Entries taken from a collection

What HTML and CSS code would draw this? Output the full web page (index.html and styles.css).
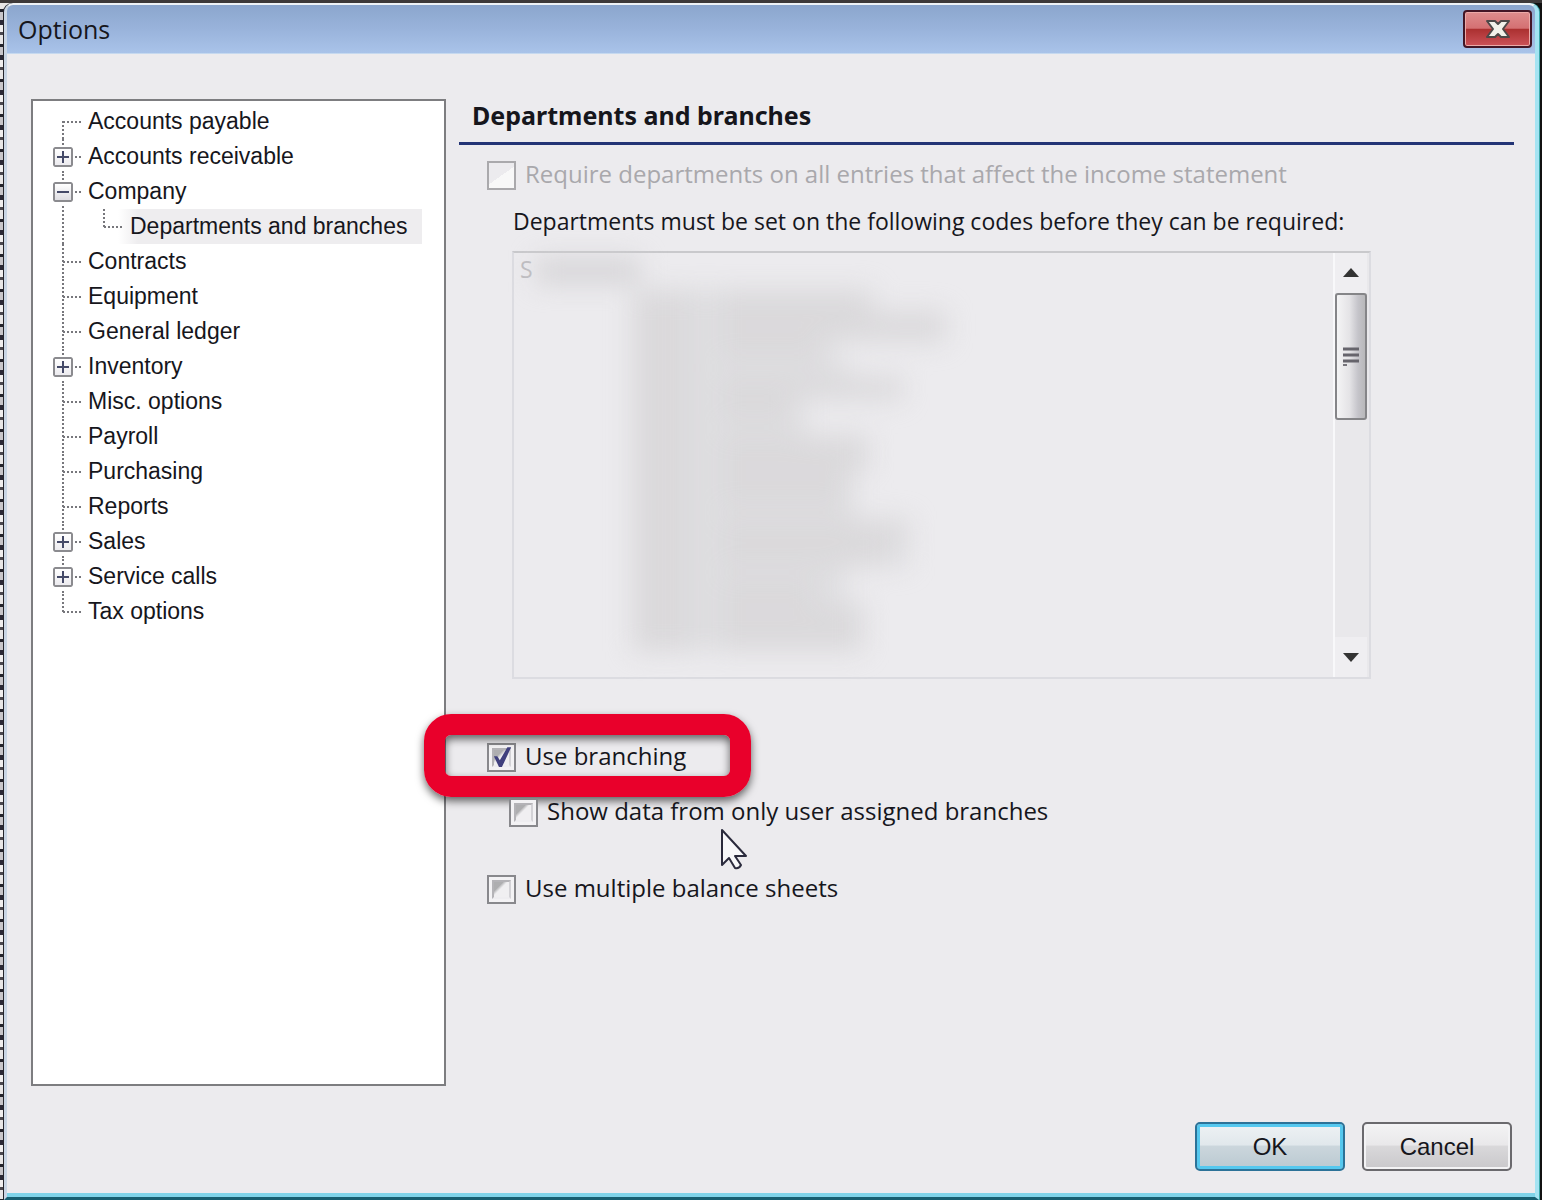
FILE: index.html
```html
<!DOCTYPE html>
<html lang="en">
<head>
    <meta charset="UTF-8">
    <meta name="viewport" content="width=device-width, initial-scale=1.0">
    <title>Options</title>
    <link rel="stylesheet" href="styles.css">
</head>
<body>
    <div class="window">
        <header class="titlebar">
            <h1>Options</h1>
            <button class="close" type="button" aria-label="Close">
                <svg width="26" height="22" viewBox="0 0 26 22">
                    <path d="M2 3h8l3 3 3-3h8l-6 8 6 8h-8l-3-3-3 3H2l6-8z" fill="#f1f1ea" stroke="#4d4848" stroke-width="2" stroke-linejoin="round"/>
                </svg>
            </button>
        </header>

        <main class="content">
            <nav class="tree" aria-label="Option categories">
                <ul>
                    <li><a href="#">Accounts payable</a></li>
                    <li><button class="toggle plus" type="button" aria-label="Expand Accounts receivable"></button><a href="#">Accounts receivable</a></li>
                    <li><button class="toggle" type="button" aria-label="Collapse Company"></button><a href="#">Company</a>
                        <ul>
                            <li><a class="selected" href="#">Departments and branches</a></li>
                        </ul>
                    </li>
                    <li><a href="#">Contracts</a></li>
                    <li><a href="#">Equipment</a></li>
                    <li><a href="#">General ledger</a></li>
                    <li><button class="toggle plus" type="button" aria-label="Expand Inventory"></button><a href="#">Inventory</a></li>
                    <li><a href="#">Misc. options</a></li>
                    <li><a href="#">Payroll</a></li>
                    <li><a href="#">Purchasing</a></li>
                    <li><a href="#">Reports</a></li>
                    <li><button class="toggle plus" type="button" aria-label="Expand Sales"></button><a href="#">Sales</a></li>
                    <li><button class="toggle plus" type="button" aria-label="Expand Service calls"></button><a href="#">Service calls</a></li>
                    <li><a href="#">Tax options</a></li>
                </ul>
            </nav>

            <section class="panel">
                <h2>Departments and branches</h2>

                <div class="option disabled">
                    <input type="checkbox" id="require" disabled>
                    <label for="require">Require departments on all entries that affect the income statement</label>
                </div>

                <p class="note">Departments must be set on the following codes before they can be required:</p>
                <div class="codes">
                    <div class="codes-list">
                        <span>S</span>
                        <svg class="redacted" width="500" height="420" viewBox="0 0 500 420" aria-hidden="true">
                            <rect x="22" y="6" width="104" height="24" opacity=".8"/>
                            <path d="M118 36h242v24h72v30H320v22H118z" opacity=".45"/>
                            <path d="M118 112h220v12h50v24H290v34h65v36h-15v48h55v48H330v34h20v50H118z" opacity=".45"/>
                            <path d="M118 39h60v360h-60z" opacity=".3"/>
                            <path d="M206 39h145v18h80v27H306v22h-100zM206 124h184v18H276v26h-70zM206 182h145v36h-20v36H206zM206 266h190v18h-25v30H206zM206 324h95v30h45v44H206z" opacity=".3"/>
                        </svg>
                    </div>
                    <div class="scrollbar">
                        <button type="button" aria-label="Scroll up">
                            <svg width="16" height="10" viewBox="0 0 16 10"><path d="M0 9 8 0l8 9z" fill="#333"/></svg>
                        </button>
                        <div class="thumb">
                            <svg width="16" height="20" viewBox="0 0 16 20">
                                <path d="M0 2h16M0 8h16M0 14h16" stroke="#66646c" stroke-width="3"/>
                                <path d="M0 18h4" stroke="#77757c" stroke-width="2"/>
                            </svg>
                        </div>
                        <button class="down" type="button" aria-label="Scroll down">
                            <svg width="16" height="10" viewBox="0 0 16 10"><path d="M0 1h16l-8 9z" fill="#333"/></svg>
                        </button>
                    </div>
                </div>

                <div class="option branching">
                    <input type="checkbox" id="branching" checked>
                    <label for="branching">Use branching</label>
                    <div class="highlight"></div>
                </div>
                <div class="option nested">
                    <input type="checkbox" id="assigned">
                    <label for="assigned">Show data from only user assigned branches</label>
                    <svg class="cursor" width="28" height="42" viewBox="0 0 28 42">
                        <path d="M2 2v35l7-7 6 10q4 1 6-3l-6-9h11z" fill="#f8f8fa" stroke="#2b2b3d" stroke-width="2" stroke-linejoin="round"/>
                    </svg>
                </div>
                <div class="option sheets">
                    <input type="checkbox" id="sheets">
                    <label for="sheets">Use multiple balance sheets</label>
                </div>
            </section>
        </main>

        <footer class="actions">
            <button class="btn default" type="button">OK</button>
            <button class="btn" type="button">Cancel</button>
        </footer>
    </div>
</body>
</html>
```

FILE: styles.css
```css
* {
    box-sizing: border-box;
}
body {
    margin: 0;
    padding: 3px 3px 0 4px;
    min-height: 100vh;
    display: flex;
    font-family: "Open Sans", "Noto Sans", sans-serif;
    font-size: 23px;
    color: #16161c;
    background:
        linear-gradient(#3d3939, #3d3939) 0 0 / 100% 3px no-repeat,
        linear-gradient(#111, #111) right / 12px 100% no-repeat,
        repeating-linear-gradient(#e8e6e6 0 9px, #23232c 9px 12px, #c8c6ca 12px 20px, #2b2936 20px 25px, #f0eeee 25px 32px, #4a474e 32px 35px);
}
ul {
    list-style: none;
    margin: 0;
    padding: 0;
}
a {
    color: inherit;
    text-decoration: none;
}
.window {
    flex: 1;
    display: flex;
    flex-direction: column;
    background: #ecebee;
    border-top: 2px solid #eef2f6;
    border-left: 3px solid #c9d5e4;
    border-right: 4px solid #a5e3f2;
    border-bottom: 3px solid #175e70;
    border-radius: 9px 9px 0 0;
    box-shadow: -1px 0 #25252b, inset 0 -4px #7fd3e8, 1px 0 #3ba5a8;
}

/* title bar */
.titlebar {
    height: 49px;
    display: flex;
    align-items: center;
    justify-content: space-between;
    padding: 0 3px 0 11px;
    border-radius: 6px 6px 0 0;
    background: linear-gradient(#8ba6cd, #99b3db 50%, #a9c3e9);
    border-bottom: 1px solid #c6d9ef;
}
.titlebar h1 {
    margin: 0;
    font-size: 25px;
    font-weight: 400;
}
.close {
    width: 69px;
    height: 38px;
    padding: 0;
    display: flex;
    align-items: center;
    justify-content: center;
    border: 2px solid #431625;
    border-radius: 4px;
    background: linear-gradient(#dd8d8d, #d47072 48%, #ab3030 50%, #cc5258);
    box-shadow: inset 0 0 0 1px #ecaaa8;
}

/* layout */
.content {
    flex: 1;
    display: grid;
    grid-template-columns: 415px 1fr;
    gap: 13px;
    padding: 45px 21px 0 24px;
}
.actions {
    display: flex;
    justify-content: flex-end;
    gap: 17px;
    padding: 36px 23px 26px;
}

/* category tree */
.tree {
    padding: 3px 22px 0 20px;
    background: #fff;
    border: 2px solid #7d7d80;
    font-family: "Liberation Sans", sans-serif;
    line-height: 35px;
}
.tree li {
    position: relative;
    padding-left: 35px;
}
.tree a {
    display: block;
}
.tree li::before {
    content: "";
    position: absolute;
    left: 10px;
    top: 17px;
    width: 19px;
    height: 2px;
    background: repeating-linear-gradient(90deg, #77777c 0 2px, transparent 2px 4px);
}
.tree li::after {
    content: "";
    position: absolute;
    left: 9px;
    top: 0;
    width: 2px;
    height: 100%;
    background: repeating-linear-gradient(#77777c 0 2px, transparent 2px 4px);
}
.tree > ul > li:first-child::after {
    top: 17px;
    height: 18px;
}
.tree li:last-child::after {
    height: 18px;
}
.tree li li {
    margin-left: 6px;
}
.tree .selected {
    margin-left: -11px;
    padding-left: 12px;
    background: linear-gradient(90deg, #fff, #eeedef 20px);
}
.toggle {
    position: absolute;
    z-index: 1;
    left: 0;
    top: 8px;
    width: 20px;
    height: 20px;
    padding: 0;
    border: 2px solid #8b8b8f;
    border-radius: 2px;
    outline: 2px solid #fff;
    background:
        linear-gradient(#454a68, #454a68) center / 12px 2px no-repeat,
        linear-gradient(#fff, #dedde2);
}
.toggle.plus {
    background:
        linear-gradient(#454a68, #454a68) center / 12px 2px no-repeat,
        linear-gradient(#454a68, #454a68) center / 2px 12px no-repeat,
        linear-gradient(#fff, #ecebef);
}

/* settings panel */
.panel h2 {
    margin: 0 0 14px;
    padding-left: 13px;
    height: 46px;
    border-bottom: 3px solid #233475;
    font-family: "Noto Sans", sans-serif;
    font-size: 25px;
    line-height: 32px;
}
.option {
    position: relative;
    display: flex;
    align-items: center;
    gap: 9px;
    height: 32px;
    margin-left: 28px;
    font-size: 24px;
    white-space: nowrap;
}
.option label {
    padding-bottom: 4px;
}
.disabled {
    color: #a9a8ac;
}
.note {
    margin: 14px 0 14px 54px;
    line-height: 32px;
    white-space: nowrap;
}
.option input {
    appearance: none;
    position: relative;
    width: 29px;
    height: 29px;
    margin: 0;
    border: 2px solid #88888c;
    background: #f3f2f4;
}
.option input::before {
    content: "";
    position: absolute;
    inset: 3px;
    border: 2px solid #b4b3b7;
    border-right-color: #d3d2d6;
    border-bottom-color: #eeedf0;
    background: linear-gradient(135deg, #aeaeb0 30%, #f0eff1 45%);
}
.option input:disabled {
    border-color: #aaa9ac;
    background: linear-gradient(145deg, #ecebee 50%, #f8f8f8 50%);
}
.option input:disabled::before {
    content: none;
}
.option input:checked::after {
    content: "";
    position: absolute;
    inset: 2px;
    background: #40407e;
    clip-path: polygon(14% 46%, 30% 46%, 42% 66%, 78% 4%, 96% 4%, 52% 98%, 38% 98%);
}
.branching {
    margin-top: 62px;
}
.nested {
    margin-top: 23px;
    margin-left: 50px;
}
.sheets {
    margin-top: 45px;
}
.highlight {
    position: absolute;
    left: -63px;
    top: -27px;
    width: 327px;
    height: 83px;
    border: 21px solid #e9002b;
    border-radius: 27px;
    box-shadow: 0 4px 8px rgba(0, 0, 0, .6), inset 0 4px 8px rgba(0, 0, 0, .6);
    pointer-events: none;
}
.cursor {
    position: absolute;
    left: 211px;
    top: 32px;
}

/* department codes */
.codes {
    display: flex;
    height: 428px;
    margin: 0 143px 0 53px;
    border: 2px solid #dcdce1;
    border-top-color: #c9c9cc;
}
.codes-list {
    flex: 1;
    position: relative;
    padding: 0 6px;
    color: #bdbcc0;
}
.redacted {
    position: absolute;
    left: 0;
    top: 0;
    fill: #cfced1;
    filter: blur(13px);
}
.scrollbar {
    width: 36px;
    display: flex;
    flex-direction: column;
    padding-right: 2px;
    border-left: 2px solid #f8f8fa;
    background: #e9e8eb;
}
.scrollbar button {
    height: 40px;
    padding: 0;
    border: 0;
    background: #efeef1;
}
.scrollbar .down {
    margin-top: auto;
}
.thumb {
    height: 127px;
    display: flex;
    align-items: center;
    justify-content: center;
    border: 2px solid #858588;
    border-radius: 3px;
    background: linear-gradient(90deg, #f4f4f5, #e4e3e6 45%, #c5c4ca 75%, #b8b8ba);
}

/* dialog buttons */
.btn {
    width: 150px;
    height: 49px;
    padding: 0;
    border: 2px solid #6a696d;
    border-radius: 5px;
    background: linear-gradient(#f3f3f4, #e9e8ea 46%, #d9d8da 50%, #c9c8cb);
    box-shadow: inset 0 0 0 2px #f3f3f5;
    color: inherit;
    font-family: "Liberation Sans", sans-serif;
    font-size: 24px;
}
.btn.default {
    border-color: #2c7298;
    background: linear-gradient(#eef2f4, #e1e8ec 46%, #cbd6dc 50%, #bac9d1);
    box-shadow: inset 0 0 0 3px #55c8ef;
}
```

* * *

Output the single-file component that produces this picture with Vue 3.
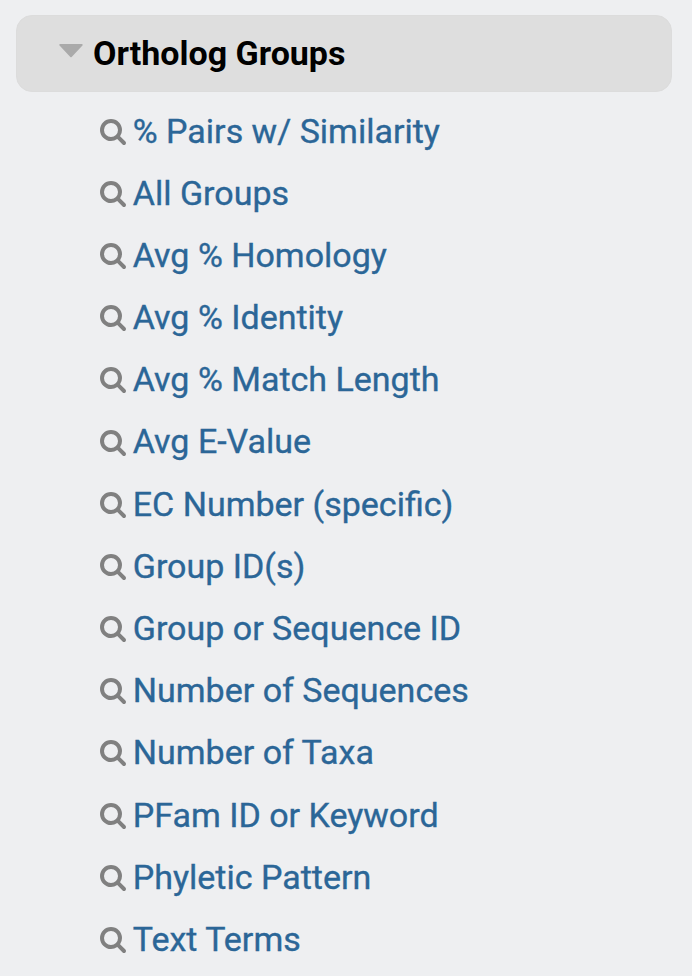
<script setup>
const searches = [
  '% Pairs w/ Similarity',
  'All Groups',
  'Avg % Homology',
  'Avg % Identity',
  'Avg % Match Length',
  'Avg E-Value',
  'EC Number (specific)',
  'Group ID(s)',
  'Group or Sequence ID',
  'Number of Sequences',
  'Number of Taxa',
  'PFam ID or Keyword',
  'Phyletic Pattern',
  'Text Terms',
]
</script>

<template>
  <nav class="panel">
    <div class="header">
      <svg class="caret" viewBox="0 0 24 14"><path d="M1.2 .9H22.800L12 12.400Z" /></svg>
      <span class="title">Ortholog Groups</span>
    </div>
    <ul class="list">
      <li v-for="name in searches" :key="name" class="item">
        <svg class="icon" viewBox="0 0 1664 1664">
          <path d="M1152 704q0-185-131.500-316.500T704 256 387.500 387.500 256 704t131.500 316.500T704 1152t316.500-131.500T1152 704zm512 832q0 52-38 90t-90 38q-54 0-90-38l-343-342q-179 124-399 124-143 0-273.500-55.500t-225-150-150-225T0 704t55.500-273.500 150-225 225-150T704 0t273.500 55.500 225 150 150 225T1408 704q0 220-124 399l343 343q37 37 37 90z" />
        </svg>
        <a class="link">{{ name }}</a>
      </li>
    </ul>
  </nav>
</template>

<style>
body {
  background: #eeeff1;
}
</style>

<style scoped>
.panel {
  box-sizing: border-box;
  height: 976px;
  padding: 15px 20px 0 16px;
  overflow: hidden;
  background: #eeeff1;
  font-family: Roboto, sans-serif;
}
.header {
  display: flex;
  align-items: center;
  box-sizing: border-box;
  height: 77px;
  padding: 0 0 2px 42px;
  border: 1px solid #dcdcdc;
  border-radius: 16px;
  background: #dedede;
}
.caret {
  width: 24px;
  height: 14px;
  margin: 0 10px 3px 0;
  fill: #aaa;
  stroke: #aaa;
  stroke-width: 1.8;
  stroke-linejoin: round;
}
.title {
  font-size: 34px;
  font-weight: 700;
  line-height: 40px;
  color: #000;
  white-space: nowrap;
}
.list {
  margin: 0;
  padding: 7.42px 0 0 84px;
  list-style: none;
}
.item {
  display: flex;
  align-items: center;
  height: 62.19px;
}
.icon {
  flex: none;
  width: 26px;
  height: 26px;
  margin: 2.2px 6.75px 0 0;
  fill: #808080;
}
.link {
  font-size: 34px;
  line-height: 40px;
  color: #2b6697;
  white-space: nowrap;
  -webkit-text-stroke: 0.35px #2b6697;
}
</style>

**What the task asks**
Examine the records and report how many lines contain the string "that". Only the number should be given.

**Response to this exercise**
2